Under the ACA, the cost of applicable coverage of an FSA for any plan year would be the greater of the amount of an employee’s salary reduction or the total reimbursements under the FSA. Treasury and IRS are considering providing a safe harbor under which the cost of applicable coverage for a plan year would be the amount of an employee’s salary reduction without regard to carry-over amounts.
To address situations in which non-elective flex credits are available under a cafeteria plan that includes an FSA, Treasury and IRS are considering a variation on the safe harbor that would allow an FSA with non-elective flex credits to be valued under the safe harbor described in the preceding paragraph in certain situations.

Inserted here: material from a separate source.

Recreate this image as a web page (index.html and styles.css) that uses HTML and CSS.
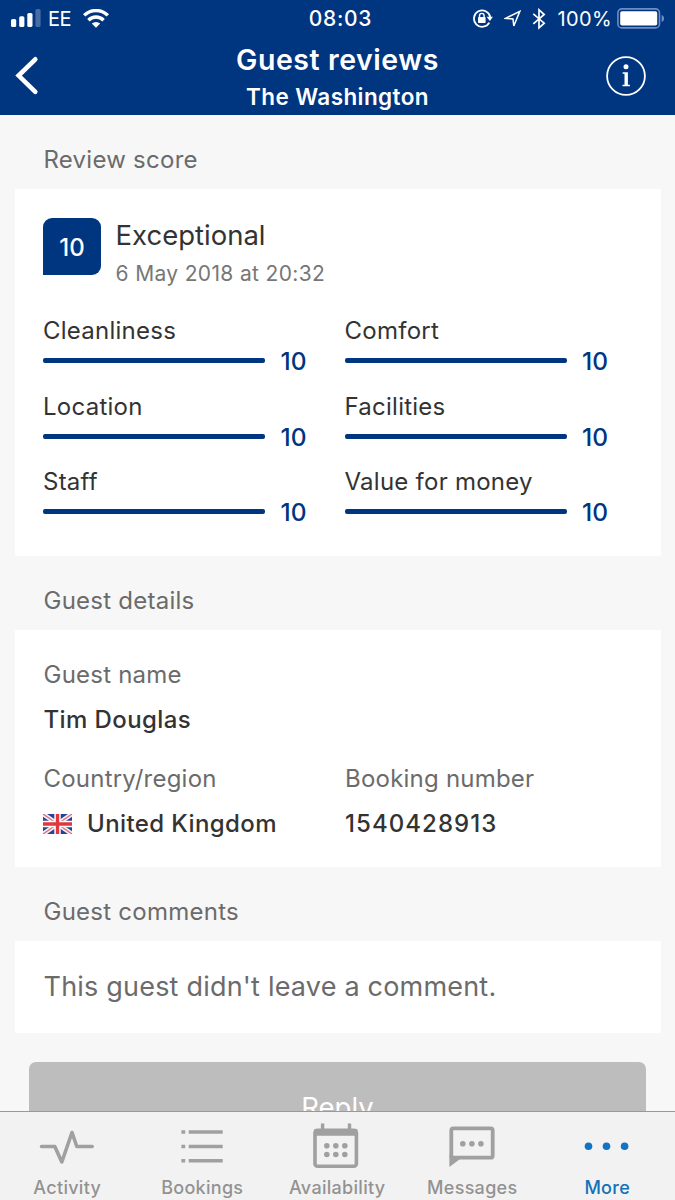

In the case of reimbursements paid to a highly-compensated individual under a self-funded plan that discriminates in favor of highly compensated individuals, § 105(h) provides that the “excess reimbursement” is taxable. Even though this amount is already taxed to the individual, Notice 2015-52 indicates that Treasury and the IRS believe the excess reimbursement is also subject to the Cadillac tax.
One of the adjustments to the Cadillac tax is an increase in the dollar limits based on the age and gender characteristics of all employees of an employer. Treasury and IRS are considering a requirement that an employer use the first day of the plan year as a snapshot date for determining the composition of its employee population.
Employers are encouraged to submit comments. Public comments should be submitted no later than October 1, 2015. Comments should include a reference to Notice 2015-52. Send submissions to CC:PA:LPD:PR (Notice 2015-52), Room 5203, Internal Revenue Service, P.O. Box 7604, Ben Franklin Station, Washington, DC 20044. Submissions may be sent electronically, via the following e-mail address: Notice.email@example.com. Please include “Notice 2015-52” in the subject line of any electronic communication. All material submitted will be available for public inspection and copying.
Many groups are also lobbying Congress to repeal or modify the Cadillac tax. Employers should project their current costs to determine if they will be subject to the Cadillac tax in 2018. If so, they may want to start phasing in plan design modifications in 2016 and 2017, rather than needing to make drastic cuts in 2018.